For this category there is an obvious association with tool costs. When speaking of costs, organizations should recognize the fact that it may be more cost beneficial to purchase a commercial product if that product satisfies (let’s say) 90% of the need (vs. using open source or building a custom solution and spending developer time for development and maintenance).

Several commercial tools have been around for a while, and depending upon the organization’s appetite for purchase costs and licensing and the consistency of the tool with their current environment, a commercial product may be the right choice.

Additionally, if (let’s say) the Microsoft stack is already pervasive in the environment, using SSIS may be appropriate.

In general, these tools may often handle the performance and scale, but come with a cost and maybe an all encompassing toolset.

Open Source tools

With respect to the Open Source tools category let’s take a deeper dive into what appears to be the most popular tool, Talend.

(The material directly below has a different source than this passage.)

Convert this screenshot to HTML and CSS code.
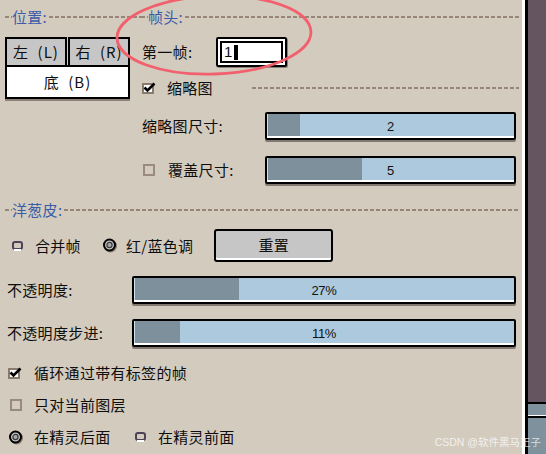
FILE: index.html
```html
<!DOCTYPE html>
<html>
<head>
<meta charset="utf-8">
<title>Timeline</title>
<link rel="stylesheet" href="styles.css">
</head>
<body>
<div class="screen">
  <div class="dialog">
    <div class="top">
      <div class="col-left">
        <div class="sep sep-join"><span class="lead"></span><span class="sep-label">位置:</span><span class="dash"></span></div>
        <div class="seg">
          <div class="btn gray">左&ensp;(L)</div>
          <div class="btn gray">右&ensp;(R)</div>
          <div class="btn white wide">底&ensp;(B)</div>
        </div>
      </div>
      <div class="col-right">
        <div class="sep"><span class="lead"></span><span class="sep-label">帧头:</span><span class="dash"></span></div>
        <div class="row row-first">
          <span class="lbl lbl-first">第一帧:</span>
          <div class="input"><div class="field"><span class="digit">1</span><span class="caret"></span></div></div>
        </div>
        <div class="sep sep-check">
          <svg class="cb-on" width="14" height="12" viewBox="0 0 14 12"><rect x="1" y="2" width="10" height="9" fill="#fff" stroke="#8a7a6e" stroke-width="2"/><path d="M2.5 5.5 L5.5 8.5 L12.5 1.5" stroke="#000" stroke-width="2.6" fill="none"/></svg>
          <span class="sub-label">缩略图</span><span class="dash"></span>
        </div>
        <div class="row row-slider">
          <span class="lbl lbl-r">缩略图尺寸:</span>
          <div class="slider s-short" style="--v:33px"><span class="val">2</span></div>
        </div>
        <div class="row row-slider">
          <svg class="cb-off cb-off-r" width="12" height="12" viewBox="0 0 12 12"><rect x="1" y="1" width="10" height="10" fill="none" stroke="#9a8a7f" stroke-width="2"/></svg>
          <span class="lbl lbl-over">覆盖尺寸:</span>
          <div class="slider s-short" style="--v:95px"><span class="val">5</span></div>
        </div>
      </div>
    </div>

    <div class="sep sep-onion"><span class="lead"></span><span class="sep-label">洋葱皮:</span><span class="dash"></span></div>

    <div class="row row-mode">
      <svg class="radio-off r1" width="11" height="10" viewBox="0 0 11 10"><rect x="1" y="1" width="9" height="7" rx="2" fill="#d3cbbe" stroke="#4d4257" stroke-width="2"/><rect x="2" y="8" width="7" height="2" fill="#fff"/></svg>
      <span class="opt opt-merge">合并帧</span>
      <svg class="radio-on r2" width="16" height="15" viewBox="0 0 16 15"><circle cx="8.5" cy="8" r="6.5" fill="#8a7a6e"/><circle cx="7.5" cy="7" r="5.5" fill="#c2c2c2" stroke="#000" stroke-width="2"/><circle cx="7.5" cy="7" r="2.6" fill="#a8a8a8" stroke="#3a3a3a" stroke-width="1.2"/></svg>
      <span class="opt opt-tint">红/蓝色调</span>
      <div class="reset">重置</div>
    </div>

    <div class="row row-wide row-op">
      <span class="lbl lbl-w">不透明度:</span>
      <div class="slider s-long" style="--v:105px"><span class="val">27%</span></div>
    </div>
    <div class="row row-wide row-step">
      <span class="lbl lbl-w">不透明度步进:</span>
      <div class="slider s-long" style="--v:46px"><span class="val">11%</span></div>
    </div>

    <div class="row row-check row-loop">
      <svg class="cb-on cb-loop" width="14" height="12" viewBox="0 0 14 12"><rect x="1" y="2" width="10" height="9" fill="#fff" stroke="#8a7a6e" stroke-width="2"/><path d="M2.5 5.5 L5.5 8.5 L12.5 1.5" stroke="#000" stroke-width="2.6" fill="none"/></svg>
      <span class="opt">循环通过带有标签的帧</span>
    </div>
    <div class="row row-check row-layer">
      <svg class="cb-off cb-layer" width="12" height="12" viewBox="0 0 12 12"><rect x="1" y="1" width="10" height="10" fill="none" stroke="#9a8a7f" stroke-width="2"/></svg>
      <span class="opt">只对当前图层</span>
    </div>
    <div class="row row-check row-pos">
      <svg class="radio-on r3" width="16" height="15" viewBox="0 0 16 15"><circle cx="8.5" cy="8" r="6.5" fill="#8a7a6e"/><circle cx="7.5" cy="7" r="5.5" fill="#c2c2c2" stroke="#000" stroke-width="2"/><circle cx="7.5" cy="7" r="2.6" fill="#a8a8a8" stroke="#3a3a3a" stroke-width="1.2"/></svg>
      <span class="opt opt-behind">在精灵后面</span>
      <svg class="radio-off r4" width="11" height="10" viewBox="0 0 11 10"><rect x="1" y="1" width="9" height="7" rx="2" fill="#d3cbbe" stroke="#4d4257" stroke-width="2"/><rect x="2" y="8" width="7" height="2" fill="#fff"/></svg>
      <span class="opt">在精灵前面</span>
    </div>
  </div>

  <div class="side">
    <div class="side-in">
      <div class="side-purple"></div>
      <div class="side-blue1"></div>
      <div class="side-blue2"></div>
    </div>
  </div>

  <svg class="annot" width="546" height="454" viewBox="0 0 546 454"><ellipse cx="214" cy="35" rx="97" ry="39" transform="rotate(-2 214 35)" fill="none" stroke="#f2606e" stroke-width="2.8"/></svg>
  <div class="watermark">CSDN @软件黑马王子</div>
</div>
</body>
</html>
```

FILE: styles.css
```css
* { box-sizing: border-box; }

body {
  margin: 0;
  background: #d3cbbe;
  font-family: "Noto Sans CJK SC", "Noto Sans", sans-serif;
  font-size: 15px;
  line-height: 16px;
  color: #0e0e0e;
  letter-spacing: 0.3px;
}

.screen {
  position: relative;
  display: flex;
  width: 546px;
  height: 454px;
  overflow: hidden;
}

.dialog {
  width: 522px;
  padding: 9px 3px 0 5px;
}

/* separators */
.sep {
  display: flex;
  align-items: center;
  height: 16px;
}
.sep-join { margin-right: -9px; }
.lead {
  width: 7px;
  height: 2px;
  background: repeating-linear-gradient(90deg, #978677 0 4px, transparent 4px 6px);
}
.dash {
  flex: 1;
  height: 2px;
  background: repeating-linear-gradient(90deg, #978677 0 4px, transparent 4px 6px);
}
.sep-label {
  color: #3a5ba8;
  padding-right: 2px;
}

/* top two columns */
.top {
  display: grid;
  grid-template-columns: 127px 1fr;
  column-gap: 9px;
}

.seg {
  margin-top: 12px;
  width: 125px;
  display: grid;
  grid-template-columns: 62px 62px;
  column-gap: 1px;
}
.btn {
  border: 2px solid #000;
  display: flex;
  align-items: center;
  justify-content: center;
  letter-spacing: 1px;
  white-space: nowrap;
}
.gray {
  height: 30px;
  background: #c6c6c6;
}
.wide {
  grid-column: 1 / 3;
  margin-top: -2px;
  height: 34px;
  background: #fff;
  box-shadow: 0 2px 0 #8a8078;
}

.row {
  display: flex;
  align-items: center;
}
.lbl { flex: none; }

.row-first {
  margin-top: 12px;
  height: 30px;
}
.lbl-first {
  width: 75px;
  padding-left: 1px;
}
.input {
  width: 71px;
  height: 30px;
  border: 2px solid #000;
  padding: 2px;
  background: #fff;
  border-radius: 2px;
  box-shadow: 1px 1px 0 #8a8078;
}
.field {
  height: 100%;
  border: 2px solid #000;
  background: #fff;
  display: flex;
  align-items: center;
  padding-left: 2px;
  font-family: "Liberation Sans", sans-serif;
  font-size: 15px;
}
.caret {
  width: 4px;
  height: 15px;
  background: #000;
  margin-left: 1px;
}

.sep-check {
  margin-top: 13px;
}
.cb-on { flex: none; display: block; }
.cb-off { flex: none; display: block; }
.sep-check .cb-on { margin-left: 1px; }
.sub-label {
  margin-left: 11px;
  width: 85px;
}

.row-slider {
  margin-top: 16px;
  height: 28px;
}
.lbl-r {
  width: 124px;
  padding-left: 1px;
}
.cb-off-r { margin-left: 2px; }
.lbl-over {
  margin-left: 13px;
  width: 97px;
}

.slider {
  flex: none;
  height: 28px;
  border: 2px solid #000;
  border-radius: 2px;
  background: linear-gradient(90deg, #7e909c var(--v), #adc9dd var(--v));
  box-shadow: 0 2px 0 #837870, inset 0 -2px 0 #fff, inset 1px 0 0 #cfe0ec;
  display: flex;
  align-items: center;
  justify-content: center;
  padding-top: 1px;
}
.s-short { width: 251px; }
.s-long { width: 384px; }
.val {
  font-family: "Liberation Sans", sans-serif;
  font-size: 13px;
  letter-spacing: -0.3px;
  color: #111;
}

.sep-onion { margin-top: 18px; }

.row-mode {
  margin-top: 11px;
  height: 33px;
}
.radio-off, .radio-on { flex: none; display: block; }
.r1 { margin-left: 7px; }
.opt-merge { margin-left: 12px; }
.r2 { margin-left: 21px; }
.opt-tint { margin-left: 8px; }
.reset {
  margin-left: 21px;
  width: 119px;
  height: 33px;
  border: 2px solid #000;
  border-radius: 3px;
  background: #c6c6c6;
  box-shadow: inset 0 -2px 0 #fff;
  display: flex;
  align-items: center;
  justify-content: center;
  padding-bottom: 1px;
}

.row-wide { height: 28px; }
.row-op { margin-top: 14px; }
.row-step { margin-top: 15px; }
.lbl-w {
  width: 127px;
  padding-left: 2px;
}

.row-check { height: 16px; }
.row-loop { margin-top: 18px; }
.row-layer { margin-top: 16px; }
.row-pos { margin-top: 16px; }
.cb-loop { margin-left: 3px; margin-right: 12px; }
.cb-layer { margin-left: 5px; margin-right: 12px; }
.r3 { margin-left: 3px; margin-right: 10px; }
.opt-behind { width: 101px; }
.r4 { margin-right: 12px; }

/* right strip */
.side {
  width: 24px;
  border-left: 3px solid #fff;
  display: flex;
}
.side-in {
  flex: 1;
  border-left: 3px solid #000;
  display: flex;
  flex-direction: column;
}
.side-purple {
  height: 402px;
  background: #655561;
}
.side-blue1 {
  height: 13px;
  border-top: 2px solid #000;
  background: #7e919d;
}
.side-blue2 {
  flex: 1;
  border-top: 1px solid #fff;
  background: #7e919d;
  box-shadow: inset 0 2px 0 #000;
}

/* overlays */
.annot {
  position: absolute;
  left: 0;
  top: 0;
  pointer-events: none;
}
.watermark {
  position: absolute;
  right: 5px;
  bottom: 6px;
  font-family: "Liberation Sans", "Noto Sans CJK SC", sans-serif;
  font-size: 10.5px;
  letter-spacing: 0;
  line-height: 12px;
  color: rgba(255, 255, 255, 0.72);
}
```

Talend Open Studio is the name of the ETL tool from Talend. Talend Open Studio is an Eclipse-based Java tool (see Image 1 below) that allows the user to drag-and-drop components to create jobs. Jobs can be tested in the IDE (Eclipse) and compiled in Java code (other tools similar to Talend use XML). The Java-generated code can be modified by the user.

Image 1:

Talend offers the ability to connect with a host of databases and messaging systems (on-premise and cloud based). In the open source space, tools like Talend Open Studio work very well. As with any ETL tool that combines graphical drag-and-drop with generated code that can be modified, it’s all about the governance of the process that matters most. Maintaining controls of drag-and-drop capability and code changes within an organized configuration management process is very important.

The open source version does not support job scheduling or parallelism, but the commercial version of the product does.

Cloud-based tools

For the Cloud-based tools category let’s take somewhat of a deeper dive into a top contender in the space, AWS Glue.

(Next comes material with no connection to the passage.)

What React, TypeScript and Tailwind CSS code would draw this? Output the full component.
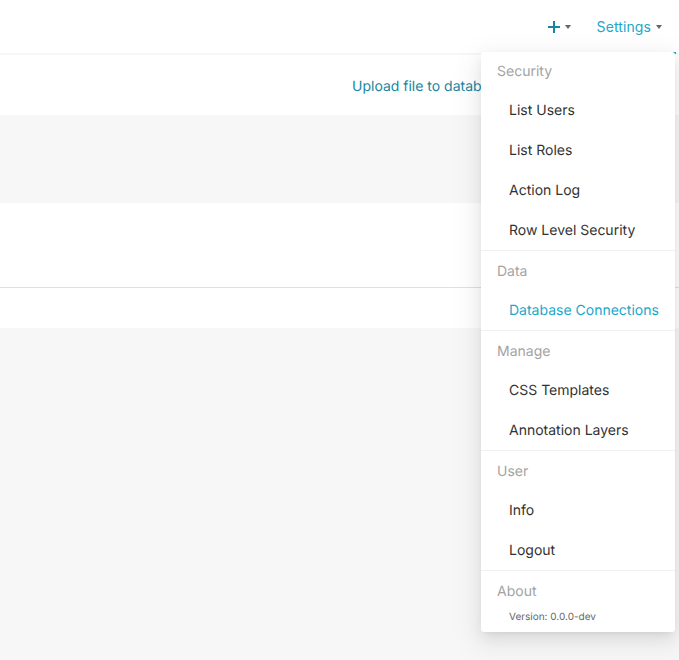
const Caret = () => (
  <span className="ml-[5px] inline-block h-0 w-0 border-x-[3px] border-t-[4px] border-x-transparent border-t-[#666666]" />
);

const menu = [
  { title: "Security", items: ["List Users", "List Roles", "Action Log", "Row Level Security"] },
  { title: "Data", items: ["Database Connections"] },
  { title: "Manage", items: ["CSS Templates", "Annotation Layers"] },
  { title: "User", items: ["Info", "Logout"] },
];

const App = () => {
  return (
    <div className="relative flex h-[660px] w-[679px] flex-col overflow-hidden bg-[#f7f7f7] font-['Inter',sans-serif] text-sm [text-rendering:geometricPrecision]">
      {/* Top nav */}
      <header className="mb-[2px] flex h-[53px] items-center justify-end bg-white pr-[17px]">
        <button className="flex items-center text-[#1a85a0]">
          <svg width="12" height="12" viewBox="0 0 12 12" fill="none" stroke="currentColor" strokeWidth="2">
            <path d="M0 6H12M6 0V12" />
          </svg>
          <Caret />
        </button>
        <button className="ml-[26px] flex items-center tracking-[0.1px] text-[#20a7c9]">
          Settings
          <Caret />
        </button>
      </header>

      <div className="flex h-[60px] items-center bg-white pl-[352px] pt-1">
        <a className="whitespace-nowrap text-[#1a85a0]">Upload file to database</a>
      </div>

      <div className="mt-[88px] h-[85px] border-b border-[#e0e0e0] bg-white" />
      <div className="h-10 bg-white" />

      {/* active underline of Settings, mostly hidden by the menu */}
      <div className="absolute left-[586px] top-[52px] h-[2px] w-[90px] bg-[#20a7c9]" />

      {/* Settings dropdown */}
      <div className="absolute left-[481px] top-[52px] w-[194px] rounded-[3px] bg-white shadow-[0_3px_6px_-4px_rgba(0,0,0,0.12),0_6px_16px_0_rgba(0,0,0,0.08),0_9px_28px_8px_rgba(0,0,0,0.05)]">
        {menu.map((group, index) => (
          <div key={group.title} className="border-b border-[#f0f0f0]">
            <div className={`flex items-center pl-4 pt-[2px] text-[#a3a3a3] ${index === 0 ? "h-[38px]" : "h-[39px]"}`}>
              {group.title}
            </div>
            {group.items.map((item) => (
              <div
                key={item}
                className={`flex h-10 items-center pl-7 pt-[2px] ${item === "Database Connections" ? "text-[#20a7c9]" : "text-[#323232]"}`}
              >
                {item}
              </div>
            ))}
          </div>
        ))}
        <div className="flex h-[39px] items-center pl-4 pt-[2px] text-[#a3a3a3]">About</div>
        <div className="h-[22px] pl-7 pt-px text-[10px] leading-3 text-[#666666]">Version: 0.0.0-dev</div>
      </div>
    </div>
  );
};

export default App;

Similar to any ETL tool there are three parts: the extract, the transformation, and the data load. Management of these three parts is via the AWS Management Console. As you would expect with AWS, you have choices for your data sources for the extract including S3, Redshift, RDS, and databases running on EC2 (Image 2).

Image 2:

Unlike other tools, you first establish a data catalog (think metadata of your datasource). AWS Glue establishes a “crawler” which crawls your data sources and sets up the data catalog and creates it in JSON, CSV and other formats. After the data source is cataloged, data is immediately searchable and available for transformation.

The transformation environment in AWS Glue contains several components. As you would imagine, you can create a job that transforms your data. AWS Glue provides a user interface to either select fields and their transformations or actually generate code in Python or Scala that can be changed/customized. These jobs become a scaled-out Apache Spark environment. The benefit, of course, is to process in parallel. You can also chain jobs and invoke serverless code in AWS Lambda.

The jobs can load the resulting transformations into an S3 bucket or AWS Redshift. With AWS Athena you can query those resulting S3 buckets using SQL.

For cloud-based tools, an organization may be diving deeper into a cloud-providers world by choosing an ETL tool. Tools that use something like Spark (or Hadoop) under the covers to achieve scale and use a cost-based model of paying only when in-use may be very useful to many organizations. As with other tools mentioned, maintaining governance over code that is changing is important for success.

Custom tools

In the custom space, writing code for an ETL process typically comes in the form of continuing with the current technology stack at an organization. For example, if Python is used significantly then writing Python with SQL is usually the first step. As with any implementation, the extract and the load process is simple to initiate, and complexity is introduced with the transformation component. If the transformations are frequently simple and unchanged and the amount of data is “reasonable”, then this component is easily written.

In any custom implementation, the points made earlier in the document come into play more acutely since it’s now up to the developer to handle these points. These include performance and scaling (e.g., do you use Hadoop or Spark to achieve the throughput you need?) and error handling. Other considerations include the organization’s ability to put together maintainable code using a framework-based approach instead of hardcoded spaghetti. The code should have an architecture to easily facilitate mapping, custom transformations, and the ability to easily change and test those.

In general, a custom tool will feel very familiar in the organization and can be executed as part of typical configuration management. As with any custom implementation in this space, besides maintainability, the key is eventually performance and scaling. This is where some of the commercial and open source tools have a significant benefit over a custom-built tool. Whereas commercial and open sources tools may have already-proven performance and scaling capabilities, custom tools typically require building them from scratch or using open source technologies such as Spark but then taking time and cost to prove out the solution.

Summary

Choosing the right tool is not a simple decision. Often organizations try several potential tools from different categories to find the best one for their use cases. Companies may start with an open source product or a custom build to get their feet wet. Others go with their current stack or deployment location (Microsoft/Java, Cloud). Overall, there are a ton of products in this space which can make selecting the best or most appropriate one confusing (e.g., Amazon AWS has several products that are related to moving data and several can be used as part of a solution for ETL).

At Solution Street, we always believe in solving the business problem and, additionally, ensuring that the solution can scale and is maintainable. Maintainability (and governance over changes) is probably the toughest part here. Most of the ETL tools offer a visual component which gives the illusion that you can easily change transformations; but often changes in transformations require code changes and, most importantly, thorough testing. There’s no slam-dunk here in terms of tools, but understanding the factors that matter most before selecting one is key. Trying out different potentials will give the organization a better feel for what works best in their environment.

*Thanks to both Solution Street clients and colleagues who use ETL tools for providing feedback on various tools mentioned in this article.